In April 2012, a mob attacked a mosque in the heritage city of Dambulla. In 2013, as anti-Muslim hysteria was reaching its zenith, distinguished pedagogue Jezima Ismail recalled an incident which was both a personal memory and a shared minority experience:

“Some years ago at a lecture session at the BMICH [the Bandaranaike Conference Hall, a venue for conferences] a professor waxed eloquent on the feelings he had for Sri Lanka and that this was the only place for him. In the course of this talk he turned round to me and said that if anything untoward happened I could of course seek refuge in Saudi or the Middle East.”

Juxtapose the two incidents and a clear picture emerges. Minorities are essentially outsiders, irrespective of how long they have been here. Sinhala-Buddhists are the sole owners of the country; minorities are not co-owners but guests, here on sufferance without inalienable rights, notwithstanding what the Constitution might proclaim.
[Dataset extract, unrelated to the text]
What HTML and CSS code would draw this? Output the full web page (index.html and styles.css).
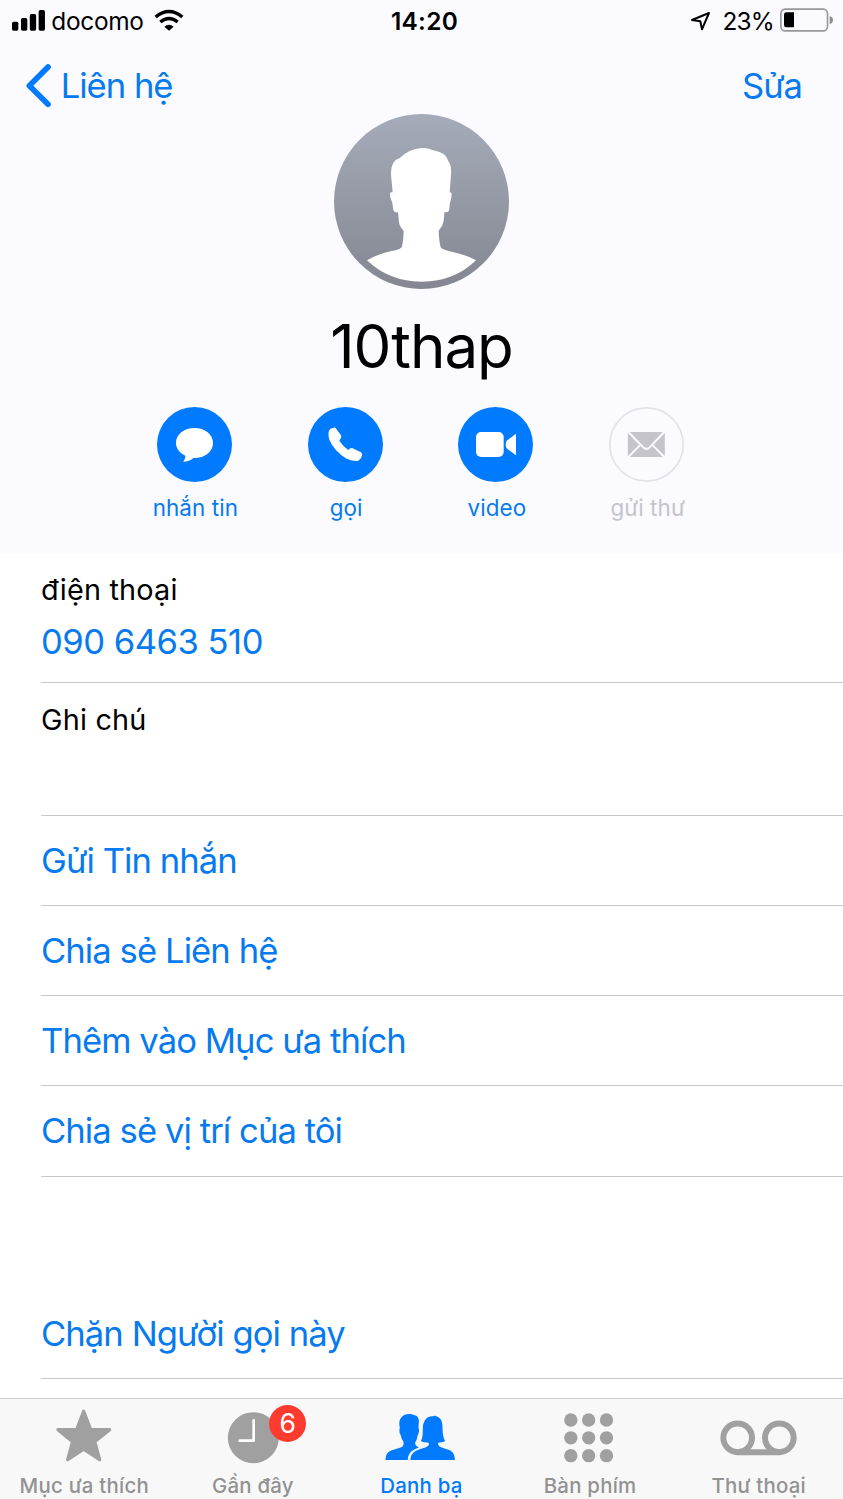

One of the main entities behind the Kandy violence is an organization called the Mahason Balakaya (Demon Force). In its propaganda videos on YouTube, the organization’s leader (who was arrested for his role in the violence) uses the ancient Mahawamsa myths as justification for his brand of incendiary politics. Since these myths are taught in schools as historical and sacred facts, rants against this or that encroaching minority can always find enough receptive ears in Sinhala society.

The current political conjuncture is characterized by growing economic hardships, a government unwilling to stand up to extremists, and an opposition ready to use anti-minority hysteria to regain power.

If these three conditions remain unchanged, the March 2018 anti-Muslim attacks in Kandy will be the beginning of a new cycle of violence and possibly counter-violence. In Sri Lanka, the past is once again set to defeat the future.